▶ _Job_
Present each line of the entries below that holds the word "document".

▶ _Given data_

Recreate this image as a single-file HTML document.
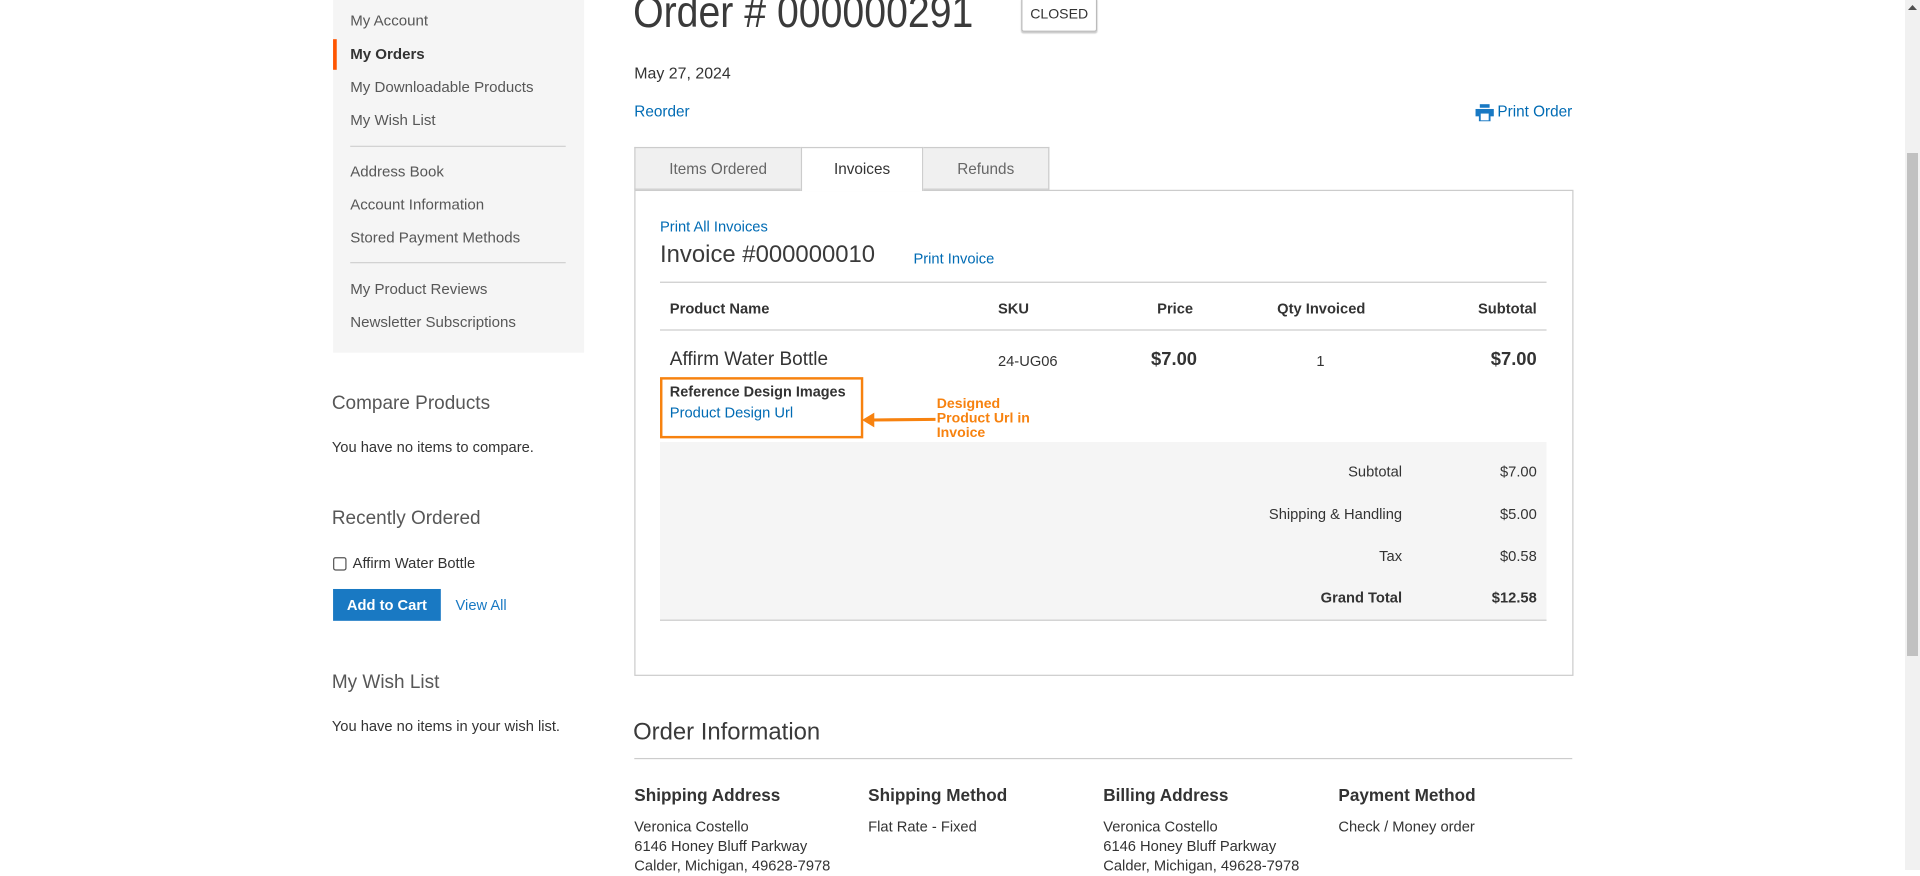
<!DOCTYPE html>
<html><head><meta charset="utf-8"><style>
html,body{margin:0;padding:0;width:1920px;height:870px;overflow:hidden;background:#fff;font-family:"Liberation Sans",Arial,sans-serif;color:#333}
#w{position:absolute;left:0;top:0;width:1568px;height:711px;transform:scale(1.2245);transform-origin:0 0}
.a{position:absolute;white-space:nowrap;line-height:20px}
.side{position:absolute;left:272px;top:0;width:205px;height:288px;background:#f5f5f5}
.nav{position:absolute;left:286px;font-size:12.3px;color:#575757;line-height:20px}
.hr{position:absolute;height:1px;background:#d1d1d1}
.lk{color:#1979c3}
.b{font-weight:bold}
.r{text-align:right}
</style></head><body>
<div id="w">
<div class="side"></div>
<div style="position:absolute;left:272px;top:32px;width:3px;height:25px;background:#ff5501"></div>
<div class="nav" style="top:7px">My Account</div>
<div class="nav b" style="top:34px;color:#333">My Orders</div>
<div class="nav" style="top:61px">My Downloadable Products</div>
<div class="nav" style="top:88px">My Wish List</div>
<div class="hr" style="left:286px;top:119px;width:176px"></div>
<div class="nav" style="top:130px">Address Book</div>
<div class="nav" style="top:157px">Account Information</div>
<div class="nav" style="top:184px">Stored Payment Methods</div>
<div class="hr" style="left:286px;top:214px;width:176px"></div>
<div class="nav" style="top:226px">My Product Reviews</div>
<div class="nav" style="top:253px">Newsletter Subscriptions</div>

<div class="a" style="left:271px;top:319px;font-size:15.5px;color:#575757;line-height:22px">Compare Products</div>
<div class="a" style="left:271px;top:355px;font-size:12px">You have no items to compare.</div>
<div class="a" style="left:271px;top:413px;font-size:15.5px;color:#575757;line-height:22px">Recently Ordered</div>
<div style="position:absolute;left:272px;top:455px;width:9px;height:9px;border:1px solid #555;border-radius:2px"></div>
<div class="a" style="left:288px;top:450px;font-size:12px">Affirm Water Bottle</div>
<div style="position:absolute;left:272px;top:481px;width:88px;height:26px;background:#1979c3;color:#fff;font-size:12px;font-weight:bold;line-height:26px;text-align:center">Add to Cart</div>
<div class="a lk" style="left:372px;top:484px;font-size:12px">View All</div>
<div class="a" style="left:271px;top:547px;font-size:15.5px;color:#575757;line-height:22px">My Wish List</div>
<div class="a" style="left:271px;top:583px;font-size:12px">You have no items in your wish list.</div>

<div class="a" style="left:517px;top:-12px;font-size:36px;line-height:44px;color:#3a3a3a;transform:scaleX(0.89);transform-origin:0 0">Order # 000000291</div>
<div style="position:absolute;left:834px;top:-2px;width:60px;height:26px;border:1px solid #bbb;border-radius:2px;box-shadow:0 1px 1px #ccc;font-size:11.5px;line-height:26px;text-align:center;color:#333">CLOSED</div>
<div class="a" style="left:518px;top:50px;font-size:13px">May 27, 2024</div>
<div class="a lk" style="left:518px;top:81px;font-size:12.5px;color:#006bb4">Reorder</div>
<svg style="position:absolute;left:1205px;top:85px" width="15" height="14" viewBox="0 0 15 14"><rect x="3.5" y="0" width="8" height="3" fill="#1979c3"/><rect x="0" y="4" width="15" height="6" fill="#1979c3"/><rect x="3.5" y="7" width="8" height="7" fill="#fff" stroke="#1979c3" stroke-width="1.5"/></svg>
<div class="a lk r" style="left:1184px;width:100px;top:81px;font-size:12.5px;color:#006bb4">Print Order</div>

<div style="position:absolute;left:518px;top:155px;width:765px;height:395px;border:1px solid #ccc"></div>
<div style="position:absolute;left:518px;top:120px;width:136px;height:35px;background:#f0f0f0;border:1px solid #ccc;border-right:none;box-sizing:border-box;font-size:12.5px;color:#666;text-align:center;line-height:34px">Items Ordered</div>
<div style="position:absolute;left:654px;top:120px;width:100px;height:36px;background:#fff;border:1px solid #ccc;border-bottom:none;box-sizing:border-box;font-size:12.5px;color:#333;text-align:center;line-height:34px">Invoices</div>
<div style="position:absolute;left:754px;top:120px;width:103px;height:35px;background:#f0f0f0;border:1px solid #ccc;border-left:none;box-sizing:border-box;font-size:12.5px;color:#666;text-align:center;line-height:34px">Refunds</div>

<div class="a lk" style="left:539px;top:175px;font-size:12px;color:#006bb4">Print All Invoices</div>
<div class="a" style="left:539px;top:196px;font-size:19.5px;line-height:24px;color:#3a3a3a">Invoice #000000010</div>
<div class="a lk" style="left:746px;top:201px;font-size:12px;color:#006bb4">Print Invoice</div>
<div class="hr" style="left:539px;top:230px;width:724px;background:#ccc"></div>
<div class="a b" style="left:547px;top:242px;font-size:12px">Product Name</div>
<div class="a b" style="left:815px;top:242px;font-size:12px">SKU</div>
<div class="a b" style="left:945px;top:242px;font-size:12px">Price</div>
<div class="a b" style="left:1043px;top:242px;font-size:12px">Qty Invoiced</div>
<div class="a b" style="left:1155px;width:100px;top:242px;font-size:12px;text-align:right">Subtotal</div>
<div class="hr" style="left:539px;top:269px;width:724px;background:#ccc"></div>
<div class="a" style="left:547px;top:283px;font-size:15.5px;line-height:22px">Affirm Water Bottle</div>
<div class="a" style="left:815px;top:285px;font-size:12px">24-UG06</div>
<div class="a b" style="left:940px;top:284px;font-size:15px">$7.00</div>
<div class="a" style="left:1075px;top:285px;font-size:12px">1</div>
<div class="a b" style="left:1155px;width:100px;top:284px;font-size:15px;text-align:right">$7.00</div>

<div style="position:absolute;left:539px;top:308px;width:162px;height:46px;border:2.5px solid #f7820f"></div>
<div class="a b" style="left:547px;top:310px;font-size:11.8px">Reference Design Images</div>
<div class="a lk" style="left:547px;top:327px;font-size:12px;color:#006bb4">Product Design Url</div>
<svg style="position:absolute;left:704px;top:336px" width="60" height="14"><line x1="8" y1="7" x2="60" y2="6.5" stroke="#f7820f" stroke-width="2.5"/><polygon points="0,7 10,1 10,13" fill="#f7820f"/></svg>
<div class="a b" style="left:765px;top:324px;font-size:11.5px;color:#f7820f;line-height:12px">Designed<br>Product Url in<br>Invoice</div>

<div style="position:absolute;left:539px;top:361px;width:724px;height:145px;background:#f5f5f5;border-bottom:1px solid #ccc"></div>
<div class="a r" style="left:945px;width:200px;top:375px;font-size:12px">Subtotal</div>
<div class="a r" style="left:1155px;width:100px;top:375px;font-size:12px">$7.00</div>
<div class="a r" style="left:945px;width:200px;top:410px;font-size:12px">Shipping &amp; Handling</div>
<div class="a r" style="left:1155px;width:100px;top:410px;font-size:12px">$5.00</div>
<div class="a r" style="left:945px;width:200px;top:444px;font-size:12px">Tax</div>
<div class="a r" style="left:1155px;width:100px;top:444px;font-size:12px">$0.58</div>
<div class="a r b" style="left:945px;width:200px;top:478px;font-size:12px">Grand Total</div>
<div class="a r b" style="left:1155px;width:100px;top:478px;font-size:12px">$12.58</div>

<div class="a" style="left:517px;top:586px;font-size:19.5px;line-height:24px;color:#3a3a3a">Order Information</div>
<div class="hr" style="left:518px;top:619px;width:766px;background:#ccc"></div>
<div class="a b" style="left:518px;top:639px;font-size:14px">Shipping Address</div>
<div class="a b" style="left:709px;top:639px;font-size:14px">Shipping Method</div>
<div class="a b" style="left:901px;top:639px;font-size:14px">Billing Address</div>
<div class="a b" style="left:1093px;top:639px;font-size:14px">Payment Method</div>
<div class="a" style="left:518px;top:667px;font-size:12px;line-height:16px">Veronica Costello<br>6146 Honey Bluff Parkway<br>Calder, Michigan, 49628-7978</div>
<div class="a" style="left:709px;top:667px;font-size:12px;line-height:16px">Flat Rate - Fixed</div>
<div class="a" style="left:901px;top:667px;font-size:12px;line-height:16px">Veronica Costello<br>6146 Honey Bluff Parkway<br>Calder, Michigan, 49628-7978</div>
<div class="a" style="left:1093px;top:667px;font-size:12px;line-height:16px">Check / Money order</div>
</div>
<div style="position:absolute;left:1905px;top:0;width:15px;height:870px;background:#f1f1f1"></div>
<div style="position:absolute;left:1907px;top:153px;width:11px;height:503px;background:#c1c1c1"></div>
<svg style="position:absolute;left:1907px;top:4px" width="11" height="8"><polygon points="5.5,1 10,6 1,6" fill="#505050"/></svg>
</body></html>
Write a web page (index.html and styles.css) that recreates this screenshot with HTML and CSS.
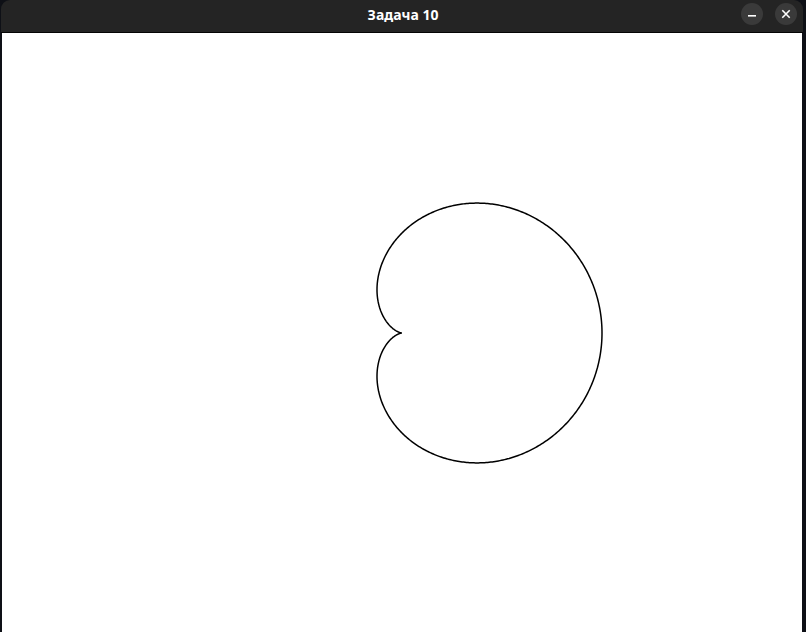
FILE: index.html
```html
<!DOCTYPE html>
<html lang="ru">
<head>
<meta charset="utf-8">
<title>Задача 10</title>
<link rel="stylesheet" href="styles.css">
</head>
<body>
<div class="window">
  <header class="titlebar">
    <div class="title">Задача 10</div>
    <div class="controls">
      <button class="ctl" aria-label="Свернуть">
        <svg width="10" height="10" viewBox="0 0 10 10"><rect x="1" y="6" width="8" height="1.6" fill="#ffffff"/></svg>
      </button>
      <button class="ctl" aria-label="Закрыть">
        <svg width="10" height="10" viewBox="0 0 10 10"><path d="M1.3 1.3 L8.7 8.7 M8.7 1.3 L1.3 8.7" stroke="#ffffff" stroke-width="1.6" fill="none"/></svg>
      </button>
    </div>
  </header>
  <main class="canvas">
    <svg class="plot" width="800" height="599" viewBox="0 0 800 599">
      <path id="cardioid" d="" fill="none" stroke="#000000" stroke-width="1.5"/>
    </svg>
  </main>
</div>
<script src="script.js"></script>
</body>
</html>
```

FILE: styles.css
```css
html, body {
  margin: 0;
  padding: 0;
}
body {
  width: 806px;
  height: 632px;
  overflow: hidden;
  background: #0e1016;
  font-family: "Noto Sans", "Open Sans", sans-serif;
}
.window {
  margin-left: 1px;
  width: 802px;
  height: 632px;
  display: flex;
  flex-direction: column;
}
.titlebar {
  height: 32px;
  flex: 0 0 32px;
  background: #242424;
  border-radius: 9px 9px 0 0;
  border-bottom: 1px solid #050505;
  display: flex;
  align-items: center;
  justify-content: center;
  position: relative;
}
.title {
  color: #ffffff;
  font-weight: 700;
  font-size: 14px;
  letter-spacing: 0;
  margin-left: 2px;
  margin-top: -3px;
}
.controls {
  position: absolute;
  right: 6px;
  top: 3px;
  display: flex;
  gap: 12px;
}
.ctl {
  width: 22px;
  height: 22px;
  border-radius: 50%;
  border: 0;
  padding: 0;
  background: #3a3a3a;
  display: flex;
  align-items: center;
  justify-content: center;
}
.canvas {
  flex: 1;
  background: #ffffff;
  margin-left: 1px;
  width: 800px;
}
.plot {
  display: block;
}
```

FILE: script.js
```js
(function () {
  var a = 100, cx = 400, cy = 300, n = 720, d = "";
  for (var i = 0; i <= n; i++) {
    var t = (i / n) * 2 * Math.PI;
    var r = a * (1 + Math.cos(t));
    var x = cx + r * Math.cos(t);
    var y = cy + r * Math.sin(t);
    d += (i === 0 ? "M" : "L") + x.toFixed(2) + " " + y.toFixed(2);
  }
  document.getElementById("cardioid").setAttribute("d", d + "Z");
})();
```
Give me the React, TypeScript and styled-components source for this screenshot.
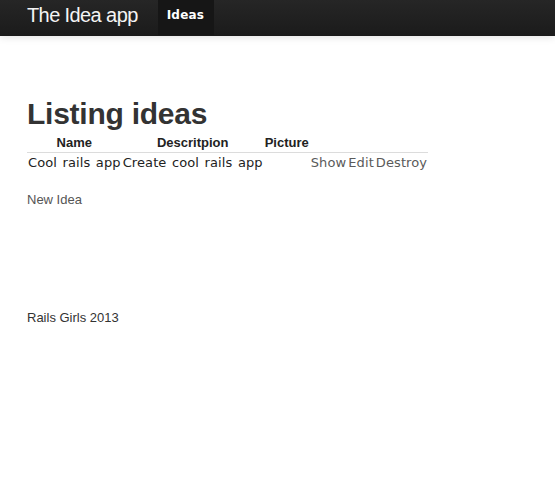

▶ _Solution to this exercise_
Recreate this image as a single-file HTML document.
  document.getElementById("cardioid").setAttribute("d", d + "Z");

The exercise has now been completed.